> **What you have to do**
Reproduce the listing below exactly. Pictures do not belong in the copy.

> **Data section**
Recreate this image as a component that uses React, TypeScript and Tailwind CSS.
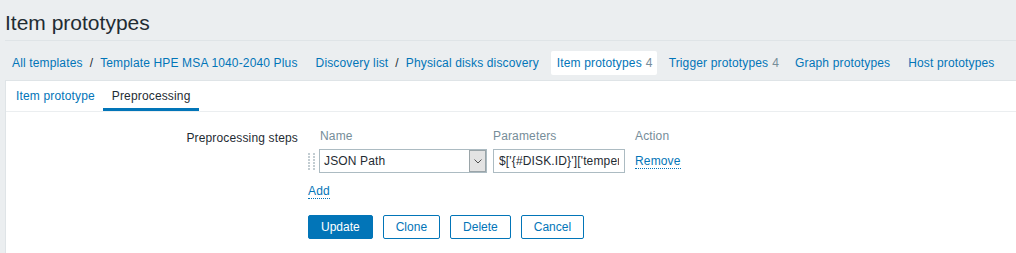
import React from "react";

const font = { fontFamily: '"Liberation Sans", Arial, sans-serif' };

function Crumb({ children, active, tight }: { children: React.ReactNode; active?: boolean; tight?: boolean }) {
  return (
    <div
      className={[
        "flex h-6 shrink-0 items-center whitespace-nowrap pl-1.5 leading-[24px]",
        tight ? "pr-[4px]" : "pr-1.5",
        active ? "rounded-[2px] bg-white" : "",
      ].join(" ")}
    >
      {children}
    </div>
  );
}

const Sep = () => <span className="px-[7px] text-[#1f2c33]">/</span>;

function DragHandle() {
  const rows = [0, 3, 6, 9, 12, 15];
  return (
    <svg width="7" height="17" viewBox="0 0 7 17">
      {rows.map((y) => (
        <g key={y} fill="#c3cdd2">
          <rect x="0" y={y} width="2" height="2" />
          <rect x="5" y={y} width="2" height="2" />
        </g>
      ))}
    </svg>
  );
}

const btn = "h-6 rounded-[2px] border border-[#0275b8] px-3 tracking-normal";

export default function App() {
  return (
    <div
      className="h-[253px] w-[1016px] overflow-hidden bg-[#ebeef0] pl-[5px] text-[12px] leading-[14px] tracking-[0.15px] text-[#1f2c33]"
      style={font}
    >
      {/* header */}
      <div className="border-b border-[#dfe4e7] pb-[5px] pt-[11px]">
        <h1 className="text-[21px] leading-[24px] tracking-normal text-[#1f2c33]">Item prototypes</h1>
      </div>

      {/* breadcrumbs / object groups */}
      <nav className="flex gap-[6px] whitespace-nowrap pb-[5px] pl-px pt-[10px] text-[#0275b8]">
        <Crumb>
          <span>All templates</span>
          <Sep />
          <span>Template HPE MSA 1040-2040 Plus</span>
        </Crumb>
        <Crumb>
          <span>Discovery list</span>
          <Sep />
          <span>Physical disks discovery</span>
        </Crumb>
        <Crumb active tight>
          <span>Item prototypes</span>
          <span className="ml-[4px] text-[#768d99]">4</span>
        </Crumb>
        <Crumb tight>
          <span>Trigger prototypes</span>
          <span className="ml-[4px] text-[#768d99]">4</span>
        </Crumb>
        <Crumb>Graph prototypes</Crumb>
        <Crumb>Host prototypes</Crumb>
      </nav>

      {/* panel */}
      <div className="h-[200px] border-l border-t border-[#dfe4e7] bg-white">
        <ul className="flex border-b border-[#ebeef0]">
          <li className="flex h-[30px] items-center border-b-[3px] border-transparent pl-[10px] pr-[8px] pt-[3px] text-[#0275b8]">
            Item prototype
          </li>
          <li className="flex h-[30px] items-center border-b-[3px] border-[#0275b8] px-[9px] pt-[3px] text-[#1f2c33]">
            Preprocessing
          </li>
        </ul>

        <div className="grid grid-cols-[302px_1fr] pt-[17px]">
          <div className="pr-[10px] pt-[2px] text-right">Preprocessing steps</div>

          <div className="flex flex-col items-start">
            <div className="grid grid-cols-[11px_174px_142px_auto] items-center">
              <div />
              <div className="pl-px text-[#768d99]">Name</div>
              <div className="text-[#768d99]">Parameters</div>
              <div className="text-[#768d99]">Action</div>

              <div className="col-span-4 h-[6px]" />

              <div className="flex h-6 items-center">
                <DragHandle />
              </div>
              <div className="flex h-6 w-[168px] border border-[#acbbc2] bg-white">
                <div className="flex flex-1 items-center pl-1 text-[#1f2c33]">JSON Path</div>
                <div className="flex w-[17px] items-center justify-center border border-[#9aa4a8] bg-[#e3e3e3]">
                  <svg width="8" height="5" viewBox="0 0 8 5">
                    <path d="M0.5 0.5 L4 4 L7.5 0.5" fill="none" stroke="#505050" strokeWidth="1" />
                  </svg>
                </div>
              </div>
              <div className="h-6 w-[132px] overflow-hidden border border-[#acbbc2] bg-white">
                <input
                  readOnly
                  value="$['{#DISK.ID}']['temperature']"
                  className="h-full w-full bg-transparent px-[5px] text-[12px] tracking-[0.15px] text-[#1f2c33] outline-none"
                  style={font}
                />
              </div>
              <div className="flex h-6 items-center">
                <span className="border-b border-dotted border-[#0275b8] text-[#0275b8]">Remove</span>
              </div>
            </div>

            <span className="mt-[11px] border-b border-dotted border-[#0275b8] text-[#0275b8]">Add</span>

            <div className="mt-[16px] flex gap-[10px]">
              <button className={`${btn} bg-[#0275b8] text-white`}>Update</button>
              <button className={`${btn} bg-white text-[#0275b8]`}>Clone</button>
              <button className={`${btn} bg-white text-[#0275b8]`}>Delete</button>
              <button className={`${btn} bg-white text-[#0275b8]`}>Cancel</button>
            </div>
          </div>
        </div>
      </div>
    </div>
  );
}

> **Answer**
Recreate this image as a component that uses React, TypeScript and Tailwind CSS.
import React from "react";

const font = { fontFamily: '"Liberation Sans", Arial, sans-serif' };

function Crumb({ children, active, tight }: { children: React.ReactNode; active?: boolean; tight?: boolean }) {
  return (
    <div
      className={[
        "flex h-6 shrink-0 items-center whitespace-nowrap pl-1.5 leading-[24px]",
        tight ? "pr-[4px]" : "pr-1.5",
        active ? "rounded-[2px] bg-white" : "",
      ].join(" ")}
    >
      {children}
    </div>
  );
}

const Sep = () => <span className="px-[7px] text-[#1f2c33]">/</span>;

function DragHandle() {
  const rows = [0, 3, 6, 9, 12, 15];
  return (
    <svg width="7" height="17" viewBox="0 0 7 17">
      {rows.map((y) => (
        <g key={y} fill="#c3cdd2">
          <rect x="0" y={y} width="2" height="2" />
          <rect x="5" y={y} width="2" height="2" />
        </g>
      ))}
    </svg>
  );
}

const btn = "h-6 rounded-[2px] border border-[#0275b8] px-3 tracking-normal";

export default function App() {
  return (
    <div
      className="h-[253px] w-[1016px] overflow-hidden bg-[#ebeef0] pl-[5px] text-[12px] leading-[14px] tracking-[0.15px] text-[#1f2c33]"
      style={font}
    >
      {/* header */}
      <div className="border-b border-[#dfe4e7] pb-[5px] pt-[11px]">
        <h1 className="text-[21px] leading-[24px] tracking-normal text-[#1f2c33]">Item prototypes</h1>
      </div>

      {/* breadcrumbs / object groups */}
      <nav className="flex gap-[6px] whitespace-nowrap pb-[5px] pl-px pt-[10px] text-[#0275b8]">
        <Crumb>
          <span>All templates</span>
          <Sep />
          <span>Template HPE MSA 1040-2040 Plus</span>
        </Crumb>
        <Crumb>
          <span>Discovery list</span>
          <Sep />
          <span>Physical disks discovery</span>
        </Crumb>
        <Crumb active tight>
          <span>Item prototypes</span>
          <span className="ml-[4px] text-[#768d99]">4</span>
        </Crumb>
        <Crumb tight>
          <span>Trigger prototypes</span>
          <span className="ml-[4px] text-[#768d99]">4</span>
        </Crumb>
        <Crumb>Graph prototypes</Crumb>
        <Crumb>Host prototypes</Crumb>
      </nav>

      {/* panel */}
      <div className="h-[200px] border-l border-t border-[#dfe4e7] bg-white">
        <ul className="flex border-b border-[#ebeef0]">
          <li className="flex h-[30px] items-center border-b-[3px] border-transparent pl-[10px] pr-[8px] pt-[3px] text-[#0275b8]">
            Item prototype
          </li>
          <li className="flex h-[30px] items-center border-b-[3px] border-[#0275b8] px-[9px] pt-[3px] text-[#1f2c33]">
            Preprocessing
          </li>
        </ul>

        <div className="grid grid-cols-[302px_1fr] pt-[17px]">
          <div className="pr-[10px] pt-[2px] text-right">Preprocessing steps</div>

          <div className="flex flex-col items-start">
            <div className="grid grid-cols-[11px_174px_142px_auto] items-center">
              <div />
              <div className="pl-px text-[#768d99]">Name</div>
              <div className="text-[#768d99]">Parameters</div>
              <div className="text-[#768d99]">Action</div>

              <div className="col-span-4 h-[6px]" />

              <div className="flex h-6 items-center">
                <DragHandle />
              </div>
              <div className="flex h-6 w-[168px] border border-[#acbbc2] bg-white">
                <div className="flex flex-1 items-center pl-1 text-[#1f2c33]">JSON Path</div>
                <div className="flex w-[17px] items-center justify-center border border-[#9aa4a8] bg-[#e3e3e3]">
                  <svg width="8" height="5" viewBox="0 0 8 5">
                    <path d="M0.5 0.5 L4 4 L7.5 0.5" fill="none" stroke="#505050" strokeWidth="1" />
                  </svg>
                </div>
              </div>
              <div className="h-6 w-[132px] overflow-hidden border border-[#acbbc2] bg-white">
                <input
                  readOnly
                  value="$['{#DISK.ID}']['temperature']"
                  className="h-full w-full bg-transparent px-[5px] text-[12px] tracking-[0.15px] text-[#1f2c33] outline-none"
                  style={font}
                />
              </div>
              <div className="flex h-6 items-center">
                <span className="border-b border-dotted border-[#0275b8] text-[#0275b8]">Remove</span>
              </div>
            </div>

            <span className="mt-[11px] border-b border-dotted border-[#0275b8] text-[#0275b8]">Add</span>

            <div className="mt-[16px] flex gap-[10px]">
              <button className={`${btn} bg-[#0275b8] text-white`}>Update</button>
              <button className={`${btn} bg-white text-[#0275b8]`}>Clone</button>
              <button className={`${btn} bg-white text-[#0275b8]`}>Delete</button>
              <button className={`${btn} bg-white text-[#0275b8]`}>Cancel</button>
            </div>
          </div>
        </div>
      </div>
    </div>
  );
}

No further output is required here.